* Input data:
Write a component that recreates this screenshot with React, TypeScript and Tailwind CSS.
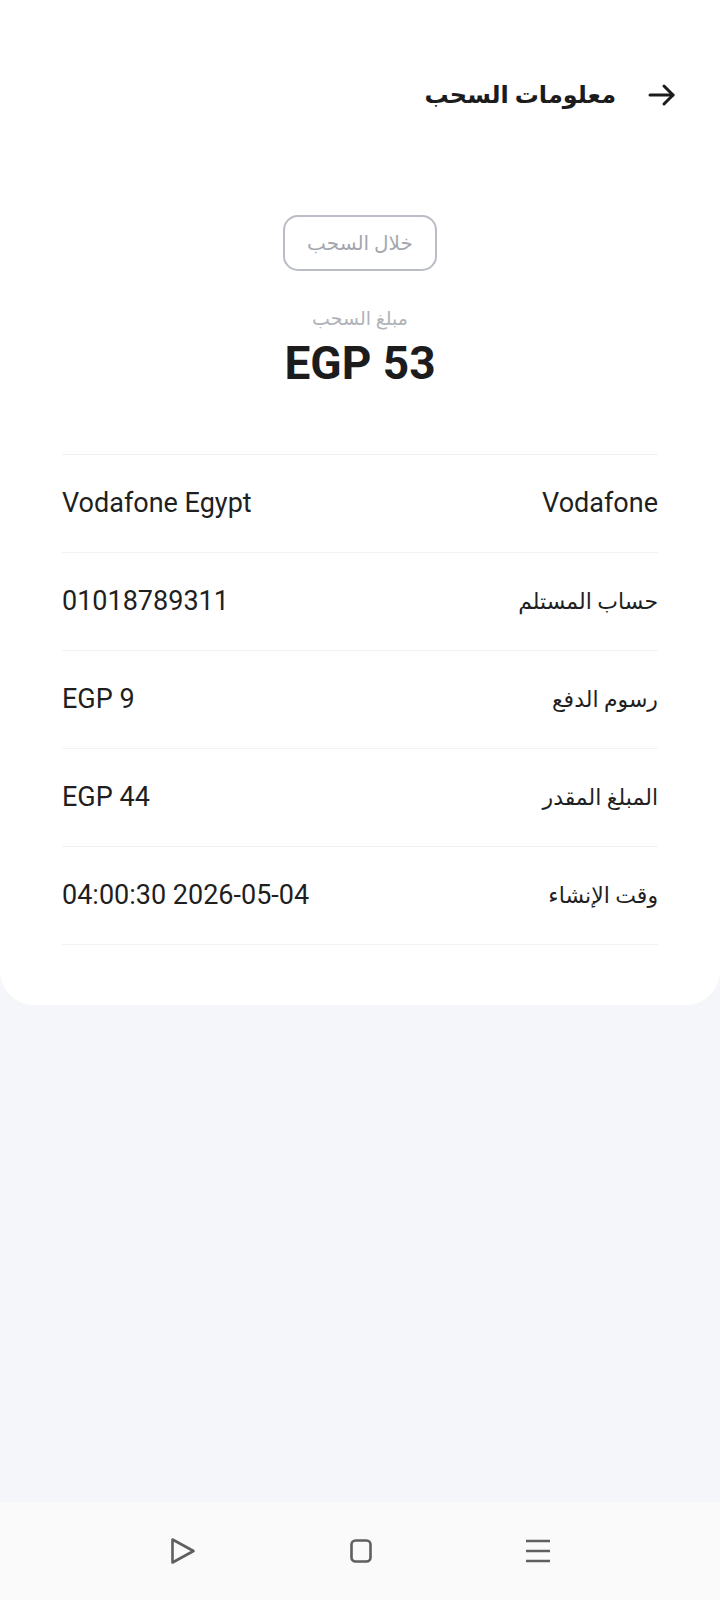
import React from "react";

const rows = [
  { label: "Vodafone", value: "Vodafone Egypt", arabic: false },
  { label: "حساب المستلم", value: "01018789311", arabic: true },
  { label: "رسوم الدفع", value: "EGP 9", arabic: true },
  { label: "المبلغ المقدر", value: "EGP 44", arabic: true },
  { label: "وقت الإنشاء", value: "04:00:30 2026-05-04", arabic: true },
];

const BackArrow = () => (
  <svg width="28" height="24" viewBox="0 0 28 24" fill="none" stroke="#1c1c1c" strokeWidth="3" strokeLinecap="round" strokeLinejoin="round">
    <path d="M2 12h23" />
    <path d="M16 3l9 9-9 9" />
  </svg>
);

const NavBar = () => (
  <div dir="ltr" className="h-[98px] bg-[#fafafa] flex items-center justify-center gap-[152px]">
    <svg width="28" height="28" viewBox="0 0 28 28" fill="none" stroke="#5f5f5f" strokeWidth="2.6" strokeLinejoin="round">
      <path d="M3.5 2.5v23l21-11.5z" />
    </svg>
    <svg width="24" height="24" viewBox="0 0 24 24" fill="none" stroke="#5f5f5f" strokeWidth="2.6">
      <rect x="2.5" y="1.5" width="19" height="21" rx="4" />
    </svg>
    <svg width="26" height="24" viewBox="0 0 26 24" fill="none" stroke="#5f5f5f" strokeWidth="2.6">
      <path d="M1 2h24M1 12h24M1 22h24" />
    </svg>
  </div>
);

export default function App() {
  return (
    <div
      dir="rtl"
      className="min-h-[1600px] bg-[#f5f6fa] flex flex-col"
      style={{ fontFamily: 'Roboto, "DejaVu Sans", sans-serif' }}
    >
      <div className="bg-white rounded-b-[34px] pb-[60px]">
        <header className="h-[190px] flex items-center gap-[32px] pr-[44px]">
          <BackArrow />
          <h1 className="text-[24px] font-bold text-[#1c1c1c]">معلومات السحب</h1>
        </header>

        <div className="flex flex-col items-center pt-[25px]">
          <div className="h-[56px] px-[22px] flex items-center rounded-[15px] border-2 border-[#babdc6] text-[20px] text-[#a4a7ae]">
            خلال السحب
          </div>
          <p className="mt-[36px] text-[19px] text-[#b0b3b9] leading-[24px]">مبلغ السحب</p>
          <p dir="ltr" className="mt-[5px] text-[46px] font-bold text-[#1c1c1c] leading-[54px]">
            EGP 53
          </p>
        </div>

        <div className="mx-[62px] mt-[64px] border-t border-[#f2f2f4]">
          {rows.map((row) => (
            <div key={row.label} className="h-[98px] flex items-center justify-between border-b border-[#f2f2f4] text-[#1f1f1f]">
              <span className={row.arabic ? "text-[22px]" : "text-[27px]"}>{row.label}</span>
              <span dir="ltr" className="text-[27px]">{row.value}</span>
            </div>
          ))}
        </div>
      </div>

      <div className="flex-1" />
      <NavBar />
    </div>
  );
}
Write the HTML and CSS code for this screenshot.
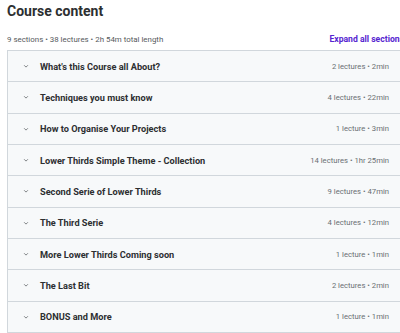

* Your instructions:
Copy each line containing the word "screenshot" from the data.

* Solution below:
Write a component that recreates this screenshot with React, TypeScript and Tailwind CSS.
Write the HTML and CSS code for this screenshot.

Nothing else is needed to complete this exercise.